«[...] A primeira vez que ouvi "Chéquia" como proposta de denominação do país foi nos anos 1990, da boca de um linguista. Confesso que na altura a palavra me surpreendeu, mas rapidamente percebi que se tratava de uma forma bem construída [...].»
Irrompeu na Comunicação Social, a propósito da Liga das Nações da UEFA-2022/23, o inquietante topónimo "Chéquia" para denominar o país geralmente conhecido como República Checa, forma que muitos nunca haviam decerto ouvido ou lido. O sururu ficou montado! E não, não é por acaso que escolho esta palavra que, no Brasil, nomeia os plebeus mexilhões[1], mas que por cá usamos para falar de confusões, desordens e conflitos. Nada como o futebol para, com uma simples palavrinha (qual efeito-borboleta da teoria do caos), gerar um grande sururu.
Comecei por ir visitar o sítio em português da UEFA, na página referente à Nations League 2022/23 – Oh! A Liga das Nações fica tão mais chique, cosmopolita e fofinha quando designada Nations League num texto escrito em português! – e verifiquei, com alguma surpresa, que o país é aí chamado «República Checa», pelo que, acredito, a Chéquia se há de ter intrometido nesta história algures no noticiário sobre a competição.
A República Checa (Tcheca, no Brasil) ou Chéquia (Tchéquia) é um país da Europa Central, constituído por duas grandes regiões, a Boémia a oeste e a Morávia a leste, e por parte da Silésia. O reino da Boémia tem uma longa história de submissão e a República da Checoslováquia foi formada em 1918, após o colapso do Império Austro-Húngaro, no final da Grande Guerra. Em 1948, a Checoslováquia tornou-se um país da esfera soviética, tendo sido palco, em 1968, da Primavera de Praga, movimento que terminou com a invasão do país por Exércitos do Pacto de Varsóvia. Em 1989, a chamada Revolução de Veludo pôs fim à invasão e, em 1993, as Repúblicas Checa e Eslovaca tornaram-se países independentes.
A primeira vez que ouvi Chéquia como proposta de denominação do país foi nos anos 1990, da boca de um linguista.

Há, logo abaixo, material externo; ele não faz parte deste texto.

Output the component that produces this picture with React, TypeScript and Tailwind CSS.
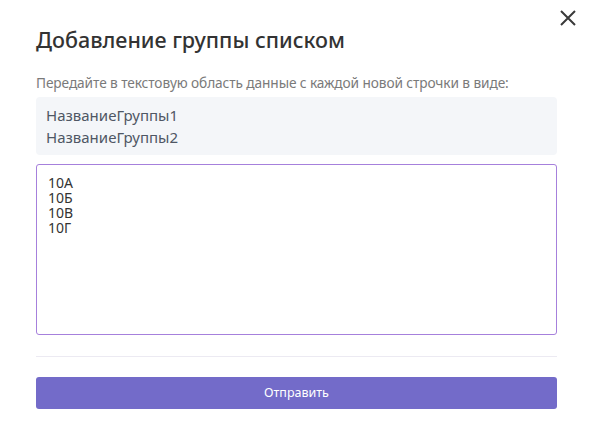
import { useState } from "react";

export default function App() {
  const [value, setValue] = useState("10А\n10Б\n10В\n10Г");

  return (
    <div className="relative min-h-[444px] w-full bg-white font-['Noto_Sans',sans-serif]">
      <button
        type="button"
        aria-label="Закрыть"
        className="absolute right-[16px] top-[9px] flex h-[18px] w-[18px] items-center justify-center text-[#3a3a3a]"
      >
        <svg width="18" height="18" viewBox="0 0 18 18" fill="none">
          <path d="M2 2L16 16M16 2L2 16" stroke="currentColor" strokeWidth="2" />
        </svg>
      </button>

      <div className="px-[36px] pt-[25px]">
        <h2 className="text-[21.5px] font-medium leading-[30px] text-[#333]">
          Добавление группы списком
        </h2>

        <p className="mt-[18px] text-[13.7px] leading-[20px] text-[#7a7a7a] tracking-[-0.1px]">
          Передайте в текстовую область данные с каждой новой строчки в виде:
        </p>

        <div className="mt-[4px] rounded-[4px] bg-[#f4f6f9] px-[10px] py-[7px] text-[15px] leading-[22px] text-[#4f5764]">
          <div>НазваниеГруппы1</div>
          <div>НазваниеГруппы2</div>
        </div>

        <textarea
          value={value}
          onChange={(e) => setValue(e.target.value)}
          className="mt-[9px] block h-[171px] w-full resize-none rounded-[3px] border border-[#a680dc] px-[11px] py-[10px] text-[14px] leading-[15px] text-[#333] outline-none"
        />

        <div className="mt-[21px] h-px w-full bg-[#eceaf2]" />

        <button
          type="button"
          className="mt-[20px] flex h-[32px] w-full items-center justify-center rounded-[3px] bg-[#736bc9] text-[12.5px] text-white"
        >
          Отправить
        </button>
      </div>
    </div>
  );
}
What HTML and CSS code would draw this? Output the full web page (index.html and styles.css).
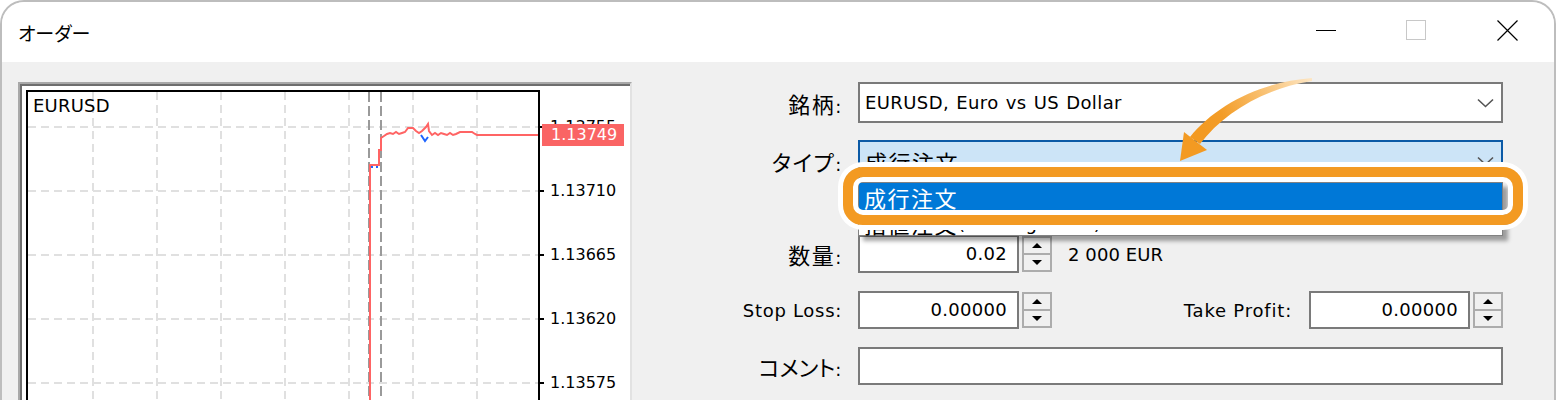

Confesso que na altura a palavra me surpreendeu, mas rapidamente percebi que se tratava de uma forma bem construída, integrando-se etnónimo e topónimo em paradigma com muitos outros pares existentes e reconhecidos (e.g. eslovaco-Eslováquia, esloveno-Eslovénia, grego-Grécia, sueco-Suécia, árabe-Arábia), boa candidata, portanto.
No Dicionário de Gentílicos e Topónimos (Portal da Língua Portuguesa), no Vocabulário Toponímico (VOC, CPLP) e nas páginas do Ministério dos Negócios Estrangeiros continua a figurar República Checa; porém, em outras instituições e publicações do Estado (e.g. Diário da República) surge Chéquia. A denominação consta, ainda, desde 2018, da Lista dos Estados, territórios e moedas, Anexo 5 ao Código de Redação Interinstitucional, da UE, instituição onde os nossos técnicos têm feito pela harmonização do uso formal do português aquilo que os sucessivos governos deste país se têm recusado a fazer.
À falta de um organismo que em Portugal proceda à resolução, esclarecimento, fundamentado e sistemático, e disseminação deste tipo de questões (e sobretudo à falta de vontade política de o criar), tem sido o Ciberdúvidas da Língua Portuguesa, criado há 25 anos (vd. crónica de 17-01-2022), que tem prestado esse imprescindível serviço à sociedade portuguesa, de forma generosa e empenhada. É, pois, no Ciberdúvidas, que encontramos informação relevante: uma nota ao texto de Abertura de 2 de junho de 2016 refere que «Em abril de 2016, o governo checo aprovou a adoção oficial da forma curta Česko, a par de Ceská republika, ou seja, República Checa. A forma portuguesa correspondente a Česko é Chéquia [...]».
Em suma, Chéquia é uma forma nova, mas legítima, em processo de integração. Não tem sururu.
[1 N. E. – No entanto, sururu tem também registo na aceção de «briga envolvendo muitas pessoas; fuzuê, rolo, sororó» (Dicionario Houaiss).]
Crónica publicada no Diário de Notícias, em 13 de junho de 2022.